Whether the manufacturer sets up a reserve against inventory or work in process, or uses the method pursued in the instant case, is a matter of accounting practice but does not change the fact that the Legislature has limited the liabilities which may be deducted from current accounts receivable and prepaid items to current accounts payable.
These advance payments are not recoverable in the ordinary course by the customer. Where a customer has made an advance payment and the manufacturer has failed to deliver or has breached any warranty of the sales contract, the customer has (a) a cause of action *Page 111 for damages for nondelivery (Section 8447, General Code), (b) a cause of action for specific performance (Section 8448, General Code), or (c) a cause of action for a breach of warranty (Section 8449, General Code), which includes rescission.
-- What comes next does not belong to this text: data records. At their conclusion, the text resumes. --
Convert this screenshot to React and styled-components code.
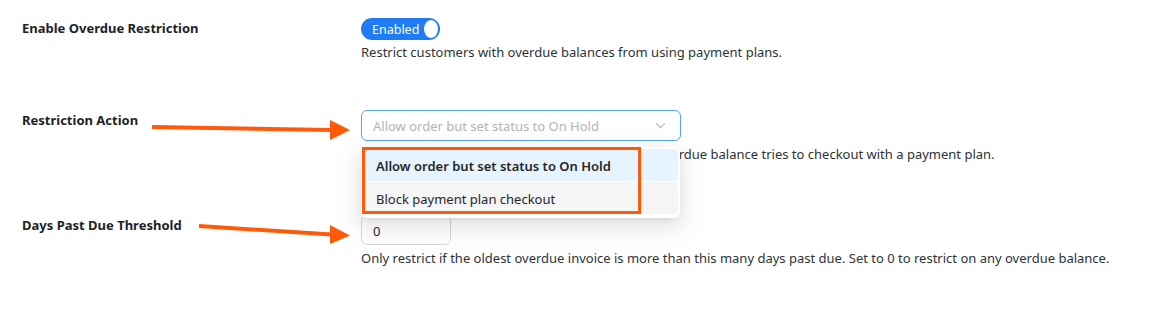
import styled, { createGlobalStyle } from 'styled-components';

const GlobalStyle = createGlobalStyle`
  body {
    margin: 0;
    background: #fff;
    font-family: "Noto Sans", "Open Sans", sans-serif;
    color: #1d2327;
  }
`;

const ORANGE = '#ff5a0a';

const App = () => {
  return (
    <Page>
      <GlobalStyle />
      <Row $top={18}>
        <Label>Enable Overdue Restriction</Label>
        <Field>
          <Toggle>
            <ToggleText>Enabled</ToggleText>
            <Knob />
          </Toggle>
          <Description>Restrict customers with overdue balances from using payment plans.</Description>
        </Field>
      </Row>

      <Row $top={49}>
        <Label>Restriction Action</Label>
        <Field>
          <SelectWrap>
            <Select>
              <Placeholder>Allow order but set status to On Hold</Placeholder>
              <Chevron viewBox="0 0 12 8">
                <path d="M1 1.5 L6 6.5 L11 1.5" fill="none" stroke="#b5b5b5" strokeWidth="1.2" />
              </Chevron>
            </Select>
            <Menu>
              <Option $active>Allow order but set status to On Hold</Option>
              <Option>Block payment plan checkout</Option>
              <Highlight />
            </Menu>
          </SelectWrap>
          <Description $gap={4}>
            Choose what happens when a customer with an overdue balance tries to checkout with a payment plan.
          </Description>
        </Field>
      </Row>

      <Row $top={52}>
        <Label>Days Past Due Threshold</Label>
        <Field>
          <NumberInput defaultValue="0" />
          <Description $gap={4}>
            Only restrict if the oldest overdue invoice is more than this many days past due. Set to 0 to restrict on any overdue balance.
          </Description>
        </Field>
      </Row>

      <Arrows viewBox="0 0 1175 317">
        <line x1="152" y1="127" x2="332" y2="130" stroke={ORANGE} strokeWidth="4" />
        <polygon points="330,120 350,130 330,140" fill={ORANGE} />
        <line x1="199" y1="226" x2="332" y2="234.5" stroke={ORANGE} strokeWidth="4" />
        <polygon points="330,225 350,235.5 330,244" fill={ORANGE} />
      </Arrows>
    </Page>
  );
};

const Page = styled.div`
  position: relative;
  width: 1175px;
  height: 317px;
  overflow: hidden;
  padding-left: 22px;
  box-sizing: border-box;
`;

const Row = styled.div`
  display: grid;
  grid-template-columns: 339px 1fr;
  padding-top: ${p => p.$top}px;
`;

const Label = styled.div`
  font-size: 13px;
  font-weight: 700;
  color: #1d2327;
  padding-top: 1px;
  line-height: 18px;
`;

const Field = styled.div`
  display: flex;
  flex-direction: column;
  align-items: flex-start;
`;

const Description = styled.p`
  margin: ${p => p.$gap || 3}px 0 0;
  font-size: 13px;
  line-height: 18px;
  color: #2c3338;
  white-space: nowrap;
`;

const Toggle = styled.div`
  display: flex;
  align-items: center;
  gap: 5px;
  height: 22px;
  width: 79px;
  box-sizing: border-box;
  padding: 0 2px 0 11px;
  background: #1f7cf5;
  border-radius: 11px;
`;

const ToggleText = styled.span`
  color: #fff;
  font-size: 12.5px;
  flex: 1;
`;

const Knob = styled.span`
  width: 18px;
  height: 18px;
  border-radius: 50%;
  background: #fff;
`;

const SelectWrap = styled.div`
  position: relative;
`;

const Select = styled.div`
  width: 320px;
  height: 31px;
  box-sizing: border-box;
  border: 1px solid #5aa3f5;
  border-radius: 6px;
  display: flex;
  align-items: center;
  justify-content: space-between;
  padding: 0 14px 0 11px;
  background: #fff;
`;

const Placeholder = styled.span`
  font-size: 13px;
  color: #b4b4b4;
`;

const Chevron = styled.svg`
  width: 11px;
  height: 7px;
`;

const Menu = styled.div`
  position: absolute;
  top: 37px;
  left: 0;
  width: 319px;
  padding: 2px 0 3px;
  background: #fff;
  border-radius: 6px;
  box-shadow: 0 6px 16px rgba(0, 0, 0, 0.08), 0 3px 6px -4px rgba(0, 0, 0, 0.12),
    0 9px 28px 8px rgba(0, 0, 0, 0.05);
  z-index: 5;
`;

const Option = styled.div`
  height: 32px;
  margin: 0 2px 1px;
  padding: 1px 13px 0;
  box-sizing: border-box;
  display: flex;
  align-items: center;
  border-radius: 4px;
  font-size: 13px;
  font-weight: ${p => (p.$active ? 600 : 400)};
  color: #262626;
  background: ${p => (p.$active ? '#e6f4ff' : '#f5f5f5')};
`;

const Highlight = styled.div`
  position: absolute;
  left: 1px;
  top: 0;
  width: 279px;
  height: 67px;
  box-sizing: border-box;
  border: 3px solid ${ORANGE};
  pointer-events: none;
`;

const NumberInput = styled.input`
  width: 90px;
  height: 30px;
  box-sizing: border-box;
  border: 1px solid #d9d9d9;
  border-radius: 6px;
  padding: 1px 11px 0;
  font-family: inherit;
  font-size: 13px;
  color: #262626;
  outline: none;
`;

const Arrows = styled.svg`
  position: absolute;
  left: 0;
  top: 0;
  width: 1175px;
  height: 317px;
  pointer-events: none;
  z-index: 10;
`;

export default App;
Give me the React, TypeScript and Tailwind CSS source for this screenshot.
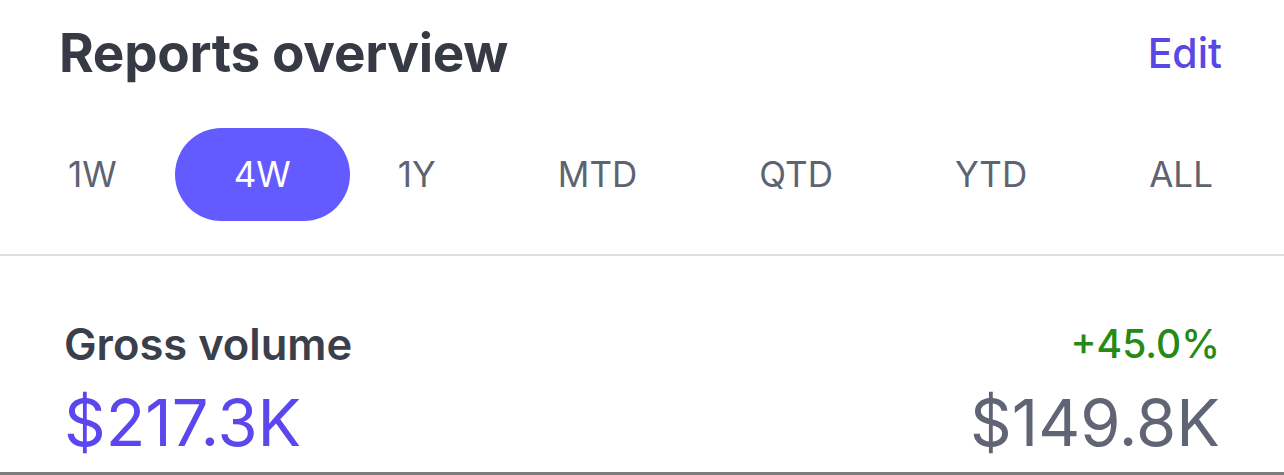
import React, { useState } from 'react';

const RANGES = ['1W', '4W', '1Y', 'MTD', 'QTD', 'YTD', 'ALL'];

export default function App() {
  const [range, setRange] = useState('4W');

  return (
    <div className="h-[475px] w-full overflow-hidden bg-white border-b-[3px] border-[#7d7d7d] font-['Inter','Liberation_Sans',sans-serif]">
      <div className="flex h-[108px] items-center justify-between pl-[59px] pr-[62px]">
        <h1 className="text-[53px] font-bold tracking-[-0.3px] text-[#353a45]">Reports overview</h1>
        <button className="text-[41px] font-medium text-[#5a48e4]">Edit</button>
      </div>

      <div className="mt-[20px] flex items-center justify-between pl-[7px] pr-[11px]">
        {RANGES.map((r) => (
          <button
            key={r}
            onClick={() => setRange(r)}
            className={
              r === range
                ? '-ml-[3px] -mr-[13px] h-[93px] rounded-full bg-[#635bff] px-[59px] text-[35px] text-white'
                : 'h-[93px] rounded-full px-[61px] text-[35px] text-[#5d6371]'
            }
          >
            {r}
          </button>
        ))}
      </div>

      <div className="mt-[33px] h-[2px] bg-[#dedde4]" />

      <div className="flex items-start justify-between pl-[64px] pr-[64px] pt-[66px]">
        <div className="flex flex-col">
          <span className="text-[43.5px] font-semibold leading-[44px] text-[#3a3f4b]">Gross volume</span>
          <span className="mt-[25px] text-[65px] leading-[64px] text-[#5a47ee]">$217.3K</span>
        </div>
        <div className="flex flex-col items-end">
          <span className="text-[39px] font-medium leading-[44px] text-[#268a17]">+45.0%</span>
          <span className="mt-[25px] text-[65px] leading-[64px] text-[#5f6574]">$149.8K</span>
        </div>
      </div>
    </div>
  );
}
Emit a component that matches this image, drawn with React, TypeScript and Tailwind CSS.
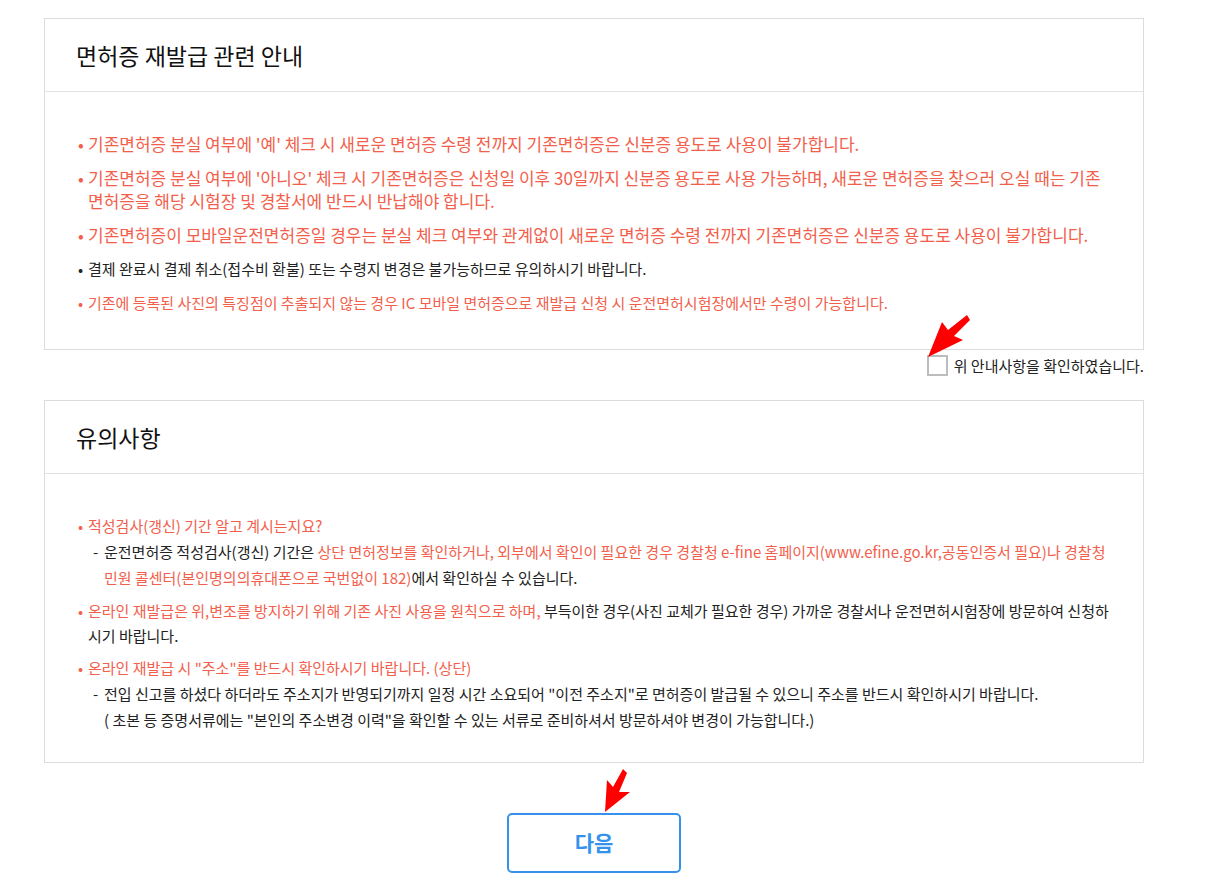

By the great weight of accounting authority, none of these rights of action may be classed as a current account payable by the manufacturer. The fact that the books of the parties should reflect the respective contingent asset or liability does not alter the situation.
In the case of Sadler v. Pure Oil Co.,
I agree that taxing statutes should be construed where possible in favor of the taxpayer, but we must not lose sight of the purpose of the Legislature in narrowing the deductions which may be made in ascertaining the aggregate amount of "credits" to be returned for taxation.
The single issue in this case is whether the liabilities in question may be treated as current accounts payable *Page 112 and deducted from current accounts receivable and prepaid items.
While the claim was made in brief and argument that the decision of the Board of Tax Appeals results in double taxation, the record does not show this. During the oral argument, counsel for appellant made the statement that he thought the record would show that no deduction had been made from goods in process or manufactured inventory. However, careful reading of the record fails to disclose any such evidence.
The decision of the Board of Tax Appeals, being neither unlawful nor unreasonable, should be affirmed.